Biglari did make an HSR filing in August of 2011 and observed the required waiting period, prior to making additional acquisitions of Cracker Barrel stock in September of last year.

The FTC’s complaint marks the twelfth (12th) occasion, dating back to 1984, that the U.S. antitrust agencies have sought and obtained fines for improper reliance on the exemption from filing for acquisitions made “solely for the purpose of investment,” and the first since 2004.  The key points of this case are:

  • The U.S. antitrust agencies may consider a party to have an “intention of participating in the formulation, determination, or direction of the basic business decisions of the issuer” sufficient to defeat the “solely for the purpose of investment” exemption, even if actions manifesting those intentions are not taken until after an acquisition is complete.
  • The agencies may still seek fines for failure to file against parties who have never before violated the HSR Act in particularly egregious situations.  Further, the fact that a party files for a future acquisition of shares of the same issuer may not prevent the agencies from seeking a fine.  (Neither the FTC’s press release nor its complaint makes reference to any previous failure of Biglari to file under the HSR Act.)


The HSR Act requires parties to mergers and acquisitions that exceed certain jurisdictional thresholds to make filings with the FTC and the Department of Justice (“DOJ”) and to observe a waiting period before closing.  In this case, Biglari previously held shares of Cracker Barrel, but it was an additional acquisition, when aggregated with current holdings, that gave rise to the filing requirement.

The Commission's press release, which includes a link to the complaint, can be found here.  From the release:

“Premerger notification requirements are critical to competition and consumers, and the FTC expects parties to comply with them,” said Chairman Jon Leibowitz.  “The passive investment exemption is a narrow one, and we will not hesitate to seek civil penalties against companies that try to abuse it.”

Factual Allegations

As stated in the FTC's complaint, Biglari acquired shares of Cracker Barrel in the open market on every day that the market was open between May 24, 2011 and June 13, 2011.  On June 8, 2011, Biglari acquired shares of Cracker Barrel that, when aggregated with its existing holdings of the issuer, resulted in Biglari’s crossing the minimum HSR threshold above which, absent an exemption, a filing was required.

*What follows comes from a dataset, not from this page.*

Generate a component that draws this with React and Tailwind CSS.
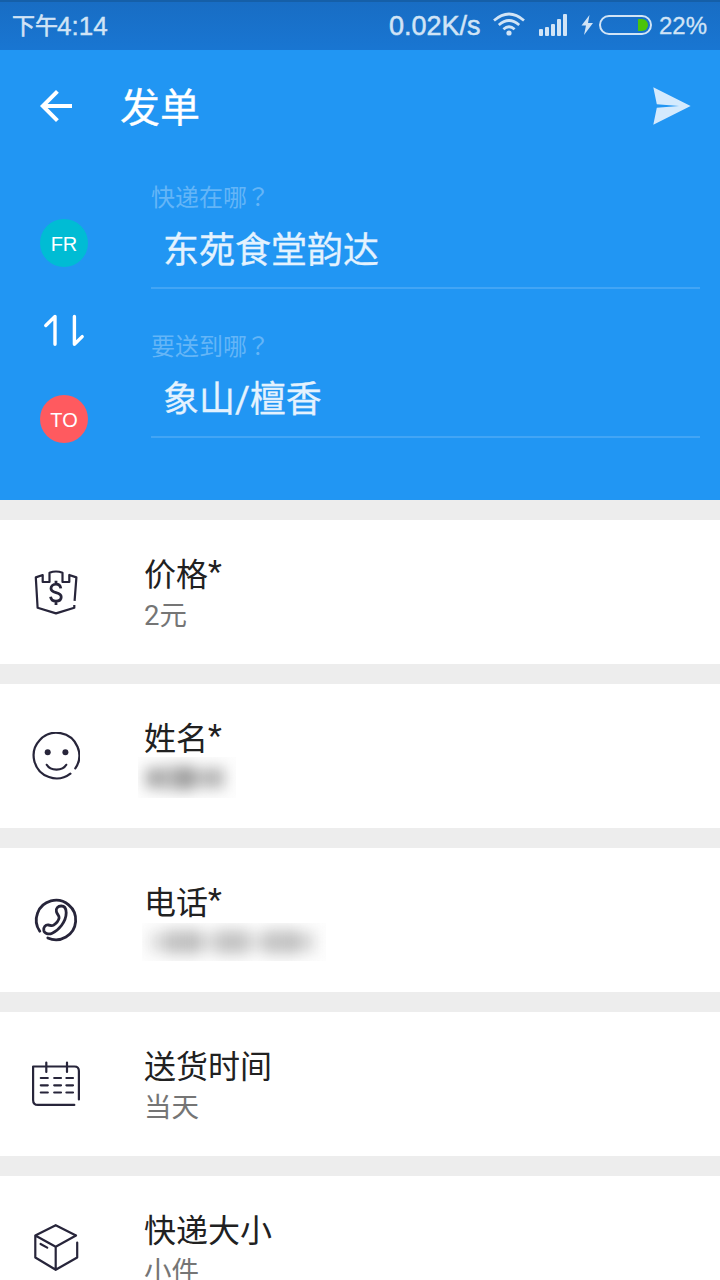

As further alleged in the complaint, on June 14, 2011, the day after the latest acquisition of shares, Sardar Biglari, Chairman and CEO of Biglari Holdings, placed a call to the CEO of Cracker Barrel, and spoke to him the next day.  During a phone conversation, Mr. Biglari stated that he had ideas to improve shareholder value at Cracker Barrel and requested an in-person meeting.  The following week, Mr. Biglari and Phil Cooley, Vice Chairman of Biglari Holdings, met with the CEO and CFO of Cracker Barrel to discuss “ideas to improve traffic at Cracker Barrel.”  At the meeting, Messrs. Biglari and Cooley requested that they be immediately appointed to the board of directors of Cracker Barrel.

In the FTC’s view, “Biglari Holdings’ intent during the June 8 - June 13, 2011 time period that those acquisitions were made included ‘participating in the formulation, determination, or direction of the basic business decisions’ of Cracker Barrel, as evidenced, inter alia, by Mr. Biglari, on June 23, 2011, having requested two seats on Cracker Barrel’s board in a meeting with the CEO and CFO of Cracker Barrel . . . .”

Biglari filed under the HSR Act on August 26, 2011 to acquire further stock of Cracker Barrel, and early termination of the waiting period was granted on September 22, 2011.


The $850,000 fine imposed was almost exactly one-half of the maximum amount for Biglari’s violation of the HSR Act.  Specifically, Biglari was deemed to be in violation of the HSR Act from June 8, 2011, the day of the first acquisition of Cracker Barrel shares that resulted in Biglari’s aggregate holdings exceeding the minimum threshold, to September 22, 2011, the day on which the waiting period applicable to its August 2011 filing was terminated.  The maximum fine would have been approximately $1.71 million ($16,000 per day).